[START OF Supplied information]

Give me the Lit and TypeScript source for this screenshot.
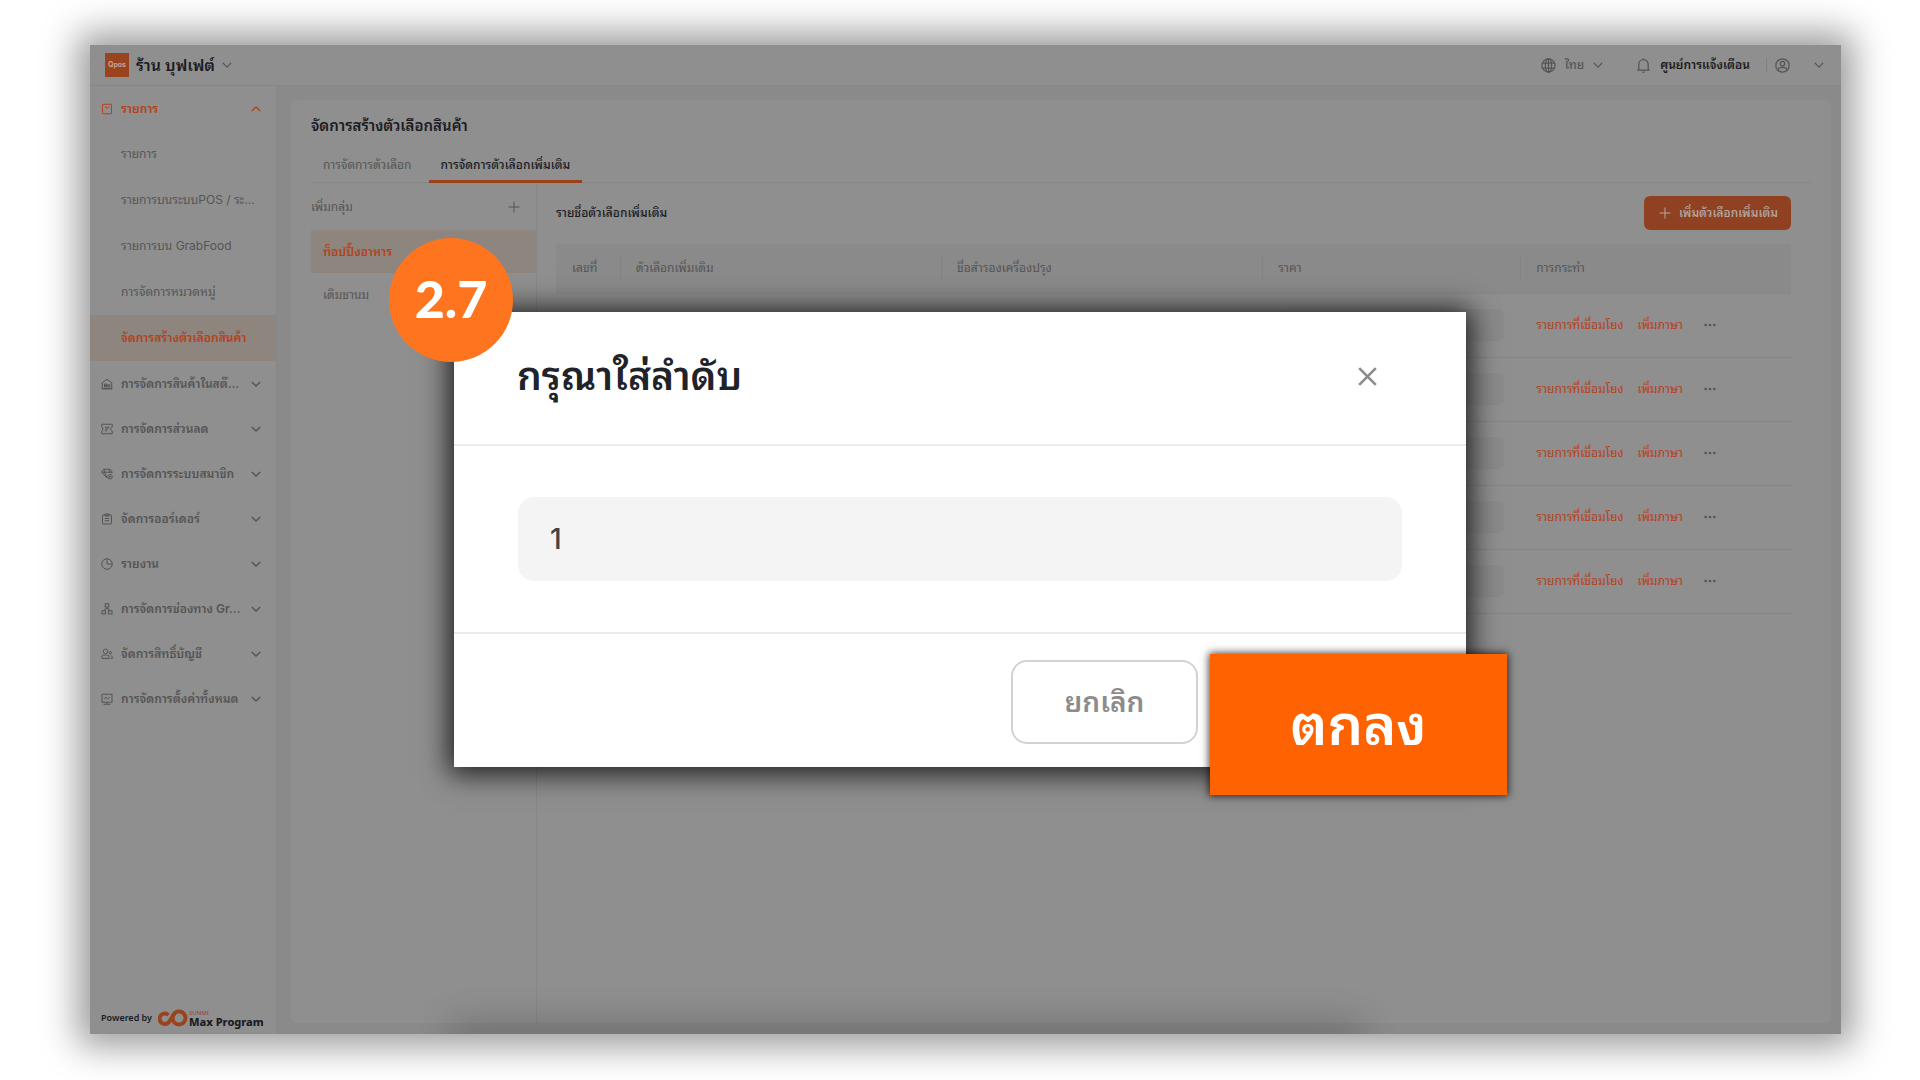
import { LitElement, html, css, svg, type TemplateResult, type SVGTemplateResult } from "lit";
import { customElement, property } from "lit/decorators.js";
import { classMap } from "lit/directives/class-map.js";

const ICONS: Record<string, SVGTemplateResult> = {
  bag: svg`<rect x="3" y="2.5" width="18" height="19" rx="1"/><path d="M8.5 6.5c0 5 7 5 7 0"/>`,
  home: svg`<path d="M2.5 21.500V9.500L12 2.500l9.500 7v12z"/><path d="M7 12v6h4v-6zM7 15h4M13.500 18v-4.500H18V18zM1.500 21.500h21"/>`,
  ticket: svg`<path d="M1.500 2.500h21v5.500c-4 0-4 8 0 8v5.500h-21v-5.500c3 0 3-8 0-8z"/><path d="M8 8.500h9M8 12h7M8 15.500h4"/>`,
  gem: svg`<path d="M12 20 1.500 8.500l4-6h13l4 6-1.500 2M1.500 8.500h21M8 2.500l-1 6 5 11.500M16 2.500l1 6"/><circle cx="18" cy="17.500" r="4.500"/><circle cx="18" cy="17.500" r="1.200"/>`,
  clipboard: svg`<rect x="3" y="4" width="18" height="18" rx="1"/><path d="M8 2h8v4H8zM7.500 11h9M7.500 15.500h9"/>`,
  chart: svg`<circle cx="12" cy="12" r="10.500"/><path d="M12 1.500V12h10.500"/>`,
  tree: svg`<rect x="8.500" y="1.500" width="7" height="6.500"/><rect x="2" y="15.500" width="7" height="6.500"/><rect x="15" y="15.500" width="7" height="6.500"/><path d="M12 8v3.500M5.500 15.500l3-4h7l3 4"/>`,
  people: svg`<circle cx="9" cy="6.500" r="4.500"/><path d="M2 21v-4a3 3 0 0 1 3-3h8a3 3 0 0 1 3 3v4zM19 21h3.500v-3l-2-3"/><circle cx="18.500" cy="9.500" r="2.500"/>`,
  monitor: svg`<rect x="2" y="2.500" width="20" height="16"/><path d="M6.500 11.500l3.500-3 3 4 4.500-4.500M5 22.500h14M12 18.500v4"/>`,
  down: svg`<path d="M2 7l10 10 10-10"/>`,
  up: svg`<path d="M2 17l10-10 10 10"/>`,
  plus: svg`<path d="M12 1v22M1 12h22"/>`,
  close: svg`<path d="M2.500 2.500l19 19M21.500 2.500l-19 19"/>`,
  globe: svg`<circle cx="12" cy="12" r="10.500"/><ellipse cx="12" cy="12" rx="5" ry="10.500"/><path d="M12 1.500v21M2.500 8h19M2.500 16h19"/>`,
  bell: svg`<path d="M2 19.500h20M4.500 19.500V10a7.500 7.500 0 0 1 15 0v9.500M12 .5v2M10 22.500h4"/>`,
  user: svg`<circle cx="12" cy="12" r="10.700"/><circle cx="12" cy="9" r="3.500"/><path d="M4.500 19.500c1-6 14-6 15 0"/>`,
  dots: svg`<g fill="currentColor" stroke="none"><circle cx="3.500" cy="12" r="2.600"/><circle cx="12" cy="12" r="2.600"/><circle cx="20.500" cy="12" r="2.600"/></g>`,
};

@customElement("line-icon")
class LineIcon extends LitElement {
  @property() name = "";
  @property({ type: Number }) weight = 2;

  static styles = css`
    :host { display: inline-flex; flex: none; width: 12px; height: 12px; }
    svg { width: 100%; height: 100%; overflow: visible; }
  `;

  render() {
    return html`<svg viewBox="0 0 24 24" fill="none" stroke="currentColor" stroke-width=${this.weight} aria-hidden="true">${ICONS[this.name]}</svg>`;
  }
}

interface NavEntry { icon?: string; label: string; state?: "open" | "active"; }

const NAV: NavEntry[] = [
  { icon: "bag", label: "รายการ", state: "open" },
  { label: "รายการ" },
  { label: "รายการบนระบบPOS / ระ..." },
  { label: "รายการบน GrabFood" },
  { label: "การจัดการหมวดหมู่" },
  { label: "จัดการสร้างตัวเลือกสินค้า", state: "active" },
  { icon: "home", label: "การจัดการสินค้าในสต๊..." },
  { icon: "ticket", label: "การจัดการส่วนลด" },
  { icon: "gem", label: "การจัดการระบบสมาชิก" },
  { icon: "clipboard", label: "จัดการออร์เดอร์" },
  { icon: "chart", label: "รายงาน" },
  { icon: "tree", label: "การจัดการช่องทาง Gr..." },
  { icon: "people", label: "จัดการสิทธิ์บัญชี" },
  { icon: "monitor", label: "การจัดการตั้งค่าทั้งหมด" },
];

const COLUMNS = ["เลขที่", "ตัวเลือกเพิ่มเติม", "ชื่อสำรองเครื่องปรุง", "ราคา", "การกระทำ"];

@customElement("app-root")
class AppRoot extends LitElement {
  static styles = css`
    :host {
      display: flex;
      box-sizing: border-box;
      min-height: 100vh;
      padding: 45px 79px 46px 90px;
      background: #fff;
      position: relative;
      overflow: hidden;
      font-family: Inter, "Noto Sans Thai Looped", "Noto Looped Thai", Loma, Waree, Garuda, Umpush, Laksaman, "Noto Sans Thai", "Noto Sans", sans-serif;
      font-size: 12px;
      line-height: 20px;
      color: #555;
      --surface: #8f8f8f;
      --muted: #8a8a8a;
      --rule: #868686;
      --ink: #1b1c22;
      --accent: #b3421a;
      --tint: #8f857f;
    }
    *, *::before, *::after { box-sizing: border-box; }
    button, input { font: inherit; color: inherit; border: 0; background: none; padding: 0; margin: 0; outline: 0; }
    a { color: inherit; text-decoration: none; }
    h1, h2, ul { margin: 0; padding: 0; list-style: none; font-size: inherit; }

    .window {
      flex: 1;
      display: flex;
      flex-direction: column;
      position: relative;
      overflow: hidden;
      background: var(--muted);
      box-shadow: 0 0 34px 12px rgba(0, 0, 0, 0.4);
    }
    .window::after {
      content: "";
      position: absolute;
      left: 370px;
      right: 490px;
      bottom: -12px;
      height: 12px;
      box-shadow: 0 0 36px 12px rgba(0, 0, 0, 0.2);
    }
    .topbar {
      display: flex;
      align-items: center;
      justify-content: space-between;
      height: 41px;
      padding: 0 17px 0 15px;
      background: var(--surface);
      border-bottom: 1px solid var(--rule);
    }
    .shop, .tools, .tool { display: flex; align-items: center; }
    .shop { gap: 7px; color: var(--ink); font-size: 16px; font-weight: 600; }
    .shop line-icon { color: #555; width: 10px; height: 10px; }
    .logo {
      display: grid;
      place-items: center;
      width: 24px;
      height: 24px;
      background: #99441f;
      color: #c9a294;
      font-size: 7px;
      line-height: 8px;
      font-weight: 700;
    }
    .tool { gap: 9px; font-weight: 500; }
    .tools .tool + .tool { margin-left: 33px; }
    .tools .tool.account { margin-left: 16px; padding-left: 8px; gap: 24px; border-left: 1px solid #818181; }
    .tools line-icon { width: 15px; height: 15px; }
    .tools line-icon[name="down"] { width: 10px; height: 10px; }
    .tools line-icon[name="bell"] { color: #555; }
    .notice { color: var(--ink); font-weight: 600; }

    .body { flex: 1; display: flex; }
    .sidebar {
      display: flex;
      flex-direction: column;
      justify-content: space-between;
      width: 187px;
      background: var(--surface);
      border-right: 1px solid var(--rule);
    }
    .nav a { display: flex; align-items: center; height: 45px; padding: 0 15px 0 11px; font-weight: 600; white-space: nowrap; }
    .nav a.sub { height: 46px; padding: 0 0 0 31px; font-weight: 400; }
    .nav span { flex: 1; padding-left: 8px; }
    .nav .sub span { padding: 0; }
    .nav a.open, .nav a.active { color: var(--accent); font-weight: 600; }
    .nav a.active { background: var(--tint); }
    .nav .chev { width: 10px; height: 10px; }
    .powered { display: flex; align-items: center; gap: 6px; padding: 0 11px 6px; color: var(--ink); font-family: "Noto Sans", sans-serif; font-size: 9px; font-weight: 600; white-space: nowrap; }
    .powered svg { width: 30px; height: 18px; flex: none; }
    .brand { display: flex; flex-direction: column; font-size: 11px; line-height: 11px; font-weight: 800; margin-left: -5px; }
    .brand small { color: #99441f; font-size: 6px; line-height: 6px; font-weight: 400; }

    .card {
      flex: 1;
      display: flex;
      flex-direction: column;
      margin: 14px 10px 11px 14px;
      padding: 14px 20px 0;
      border-radius: 6px;
      background: var(--surface);
    }
    .title { color: var(--ink); font-size: 15px; line-height: 24px; font-weight: 600; }
    .tabs { display: flex; height: 45px; padding-top: 12px; border-bottom: 1px solid var(--rule); }
    .tab { display: flex; align-items: center; padding: 0 12px; margin-right: 5px; margin-bottom: -1px; border-bottom: 3px solid transparent; font-weight: 400; }
    .tab.on { color: var(--ink); font-weight: 500; border-color: #9c4218; }
    .split { flex: 1; display: flex; }
    .groups { width: 226px; border-right: 1px solid var(--rule); }
    .groups-head { display: flex; align-items: center; justify-content: space-between; height: 47px; padding-right: 16px; }
    .groups button { display: flex; }
    .groups li { display: flex; align-items: center; height: 43px; padding-left: 12px; }
    .groups li.on { background: var(--tint); color: var(--accent); font-weight: 600; }
    .pane { flex: 1; padding: 13px 20px 0 19px; }
    .pane-head { display: flex; align-items: center; justify-content: space-between; height: 34px; margin-bottom: 14px; color: var(--ink); font-weight: 500; }
    .add { display: flex; align-items: center; gap: 8px; height: 34px; padding: 0 13px 0 15px; border-radius: 6px; background: #8f4121; color: #b5aaa5; font-weight: 500; }
    table { width: 100%; table-layout: fixed; border-collapse: collapse; }
    th, td { height: 64px; padding: 0 16px; text-align: left; font-weight: 400; border-bottom: 1px solid var(--rule); }
    th { height: 49px; background: var(--muted) linear-gradient(#848484, #848484) no-repeat left center / 1px 24px; }
    th:first-child { background: var(--muted); }
    .c0 { width: 64px; }
    .c1, .c2 { width: 26%; }
    .c3 { width: 20.9%; }
    .price { display: block; width: 100%; height: 32px; border-radius: 6px; background: var(--muted); }
    .actions { display: flex; align-items: center; gap: 14px; color: var(--accent); white-space: nowrap; }
    .actions button { display: flex; color: #555; margin-left: 7px; }

    .modal {
      position: absolute;
      top: 312px;
      left: 454px;
      right: 454px;
      background: #fff;
      box-shadow: 0 2px 26px 5px rgba(0, 0, 0, 0.8);
    }
    .modal-head { display: flex; align-items: center; justify-content: space-between; height: 134px; padding: 0 88px 4px 63px; border-bottom: 2px solid #ebebeb; }
    .modal-head h2 { color: #202329; font-size: 39px; line-height: 60px; font-weight: 600; }
    .modal-head button { display: flex; color: #8c8c8c; }
    .modal-head line-icon { width: 21px; height: 21px; }
    .modal-body { padding: 51px 64px; border-bottom: 2px solid #ebebeb; }
    .modal-body input { display: block; width: 100%; height: 84px; padding: 0 32px; border-radius: 16px; background: #f4f4f4; color: #404247; font-size: 28px; font-weight: 500; }
    .modal-foot { display: flex; justify-content: flex-end; padding: 26px 268px 23px 0; }
    .cancel { width: 187px; height: 84px; border: 2px solid #d2d2d2; border-radius: 16px; color: #8c8c8c; font-size: 28px; font-weight: 600; }
    .ok {
      position: absolute;
      right: -41px;
      bottom: -28px;
      width: 297px;
      height: 141px;
      background: #ff6200;
      box-shadow: 0 0 8px 1px rgba(0, 0, 0, 0.75);
      color: #fff;
      font-size: 56px;
      font-weight: 600;
    }
    .step {
      position: absolute;
      left: -65px;
      top: -74px;
      display: grid;
      place-items: center;
      width: 124px;
      height: 124px;
      padding-bottom: 4px;
      border-radius: 50%;
      background: #ff741f;
      color: #fff;
      font-family: Lato, "Open Sans", sans-serif;
      font-size: 52px;
      line-height: 60px;
      font-weight: 900;
    }
  `;

  private navItem(e: NavEntry): TemplateResult {
    return html`<a href="#" class=${classMap({ sub: !e.icon, open: e.state === "open", active: e.state === "active" })}>
      ${e.icon ? html`<line-icon name=${e.icon}></line-icon>` : ""}
      <span>${e.label}</span>
      ${e.icon ? html`<line-icon class="chev" weight="3.5" name=${e.state === "open" ? "up" : "down"}></line-icon>` : ""}
    </a>`;
  }

  render() {
    return html`
      <div class="window">
        <header class="topbar">
          <button class="shop"><span class="logo">Qpos</span>ร้าน บุฟเฟต์<line-icon name="down" weight="3"></line-icon></button>
          <div class="tools">
            <button class="tool"><line-icon name="globe"></line-icon>ไทย<line-icon name="down" weight="3"></line-icon></button>
            <button class="tool notice"><line-icon name="bell"></line-icon>ศูนย์การแจ้งเตือน</button>
            <button class="tool account" aria-label="บัญชี"><line-icon name="user"></line-icon><line-icon name="down" weight="3"></line-icon></button>
          </div>
        </header>
        <div class="body">
          <aside class="sidebar">
            <nav class="nav">${NAV.map((e) => this.navItem(e))}</nav>
            <div class="powered">Powered by
              <svg viewBox="0 0 60 36" fill="none" stroke="#99441f" stroke-width="8" aria-hidden="true">
                <circle cx="42" cy="18" r="13"/>
                <path d="M21 12A10.500 10.500 0 1 0 22 26L33 9"/>
              </svg>
              <span class="brand"><small>SUNMI</small>Max Program</span>
            </div>
          </aside>
          <main class="card">
            <h1 class="title">จัดการสร้างตัวเลือกสินค้า</h1>
            <div class="tabs">
              <button class="tab">การจัดการตัวเลือก</button>
              <button class="tab on">การจัดการตัวเลือกเพิ่มเติม</button>
            </div>
            <div class="split">
              <section class="groups">
                <div class="groups-head">เพิ่มกลุ่ม<button aria-label="เพิ่มกลุ่ม"><line-icon name="plus"></line-icon></button></div>
                <ul><li class="on">ท็อปปิ้งอาหาร</li><li>เติมชานม</li></ul>
              </section>
              <section class="pane">
                <div class="pane-head">รายชื่อตัวเลือกเพิ่มเติม
                  <button class="add"><line-icon name="plus"></line-icon>เพิ่มตัวเลือกเพิ่มเติม</button>
                </div>
                <table>
                  <thead><tr>${COLUMNS.map((c, i) => html`<th class="c${i}">${c}</th>`)}</tr></thead>
                  <tbody>${[1, 2, 3, 4, 5].map(() => html`<tr>
                    <td></td><td></td><td></td>
                    <td><input class="price" aria-label="ราคา" /></td>
                    <td><div class="actions"><a href="#">รายการที่เชื่อมโยง</a><a href="#">เพิ่มภาษา</a><button aria-label="เพิ่มเติม"><line-icon name="dots"></line-icon></button></div></td>
                  </tr>`)}</tbody>
                </table>
              </section>
            </div>
          </main>
        </div>
      </div>
      <div class="modal" role="dialog" aria-labelledby="order-title">
        <div class="modal-head">
          <h2 id="order-title">กรุณาใส่ลำดับ</h2>
          <button aria-label="ปิด"><line-icon name="close" weight="3"></line-icon></button>
        </div>
        <div class="modal-body"><input aria-labelledby="order-title" .value=${"1"} /></div>
        <div class="modal-foot"><button class="cancel">ยกเลิก</button></div>
        <button class="ok">ตกลง</button>
        <div class="step">2.7</div>
      </div>
    `;
  }
}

[END OF Supplied information]

(Work to be completed): Pull out all lines containing "this".

(Exercise output):
Give me the Lit and TypeScript source for this screenshot.
    return html`<svg viewBox="0 0 24 24" fill="none" stroke="currentColor" stroke-width=${this.weight} aria-hidden="true">${ICONS[this.name]}</svg>`;
            <nav class="nav">${NAV.map((e) => this.navItem(e))}</nav>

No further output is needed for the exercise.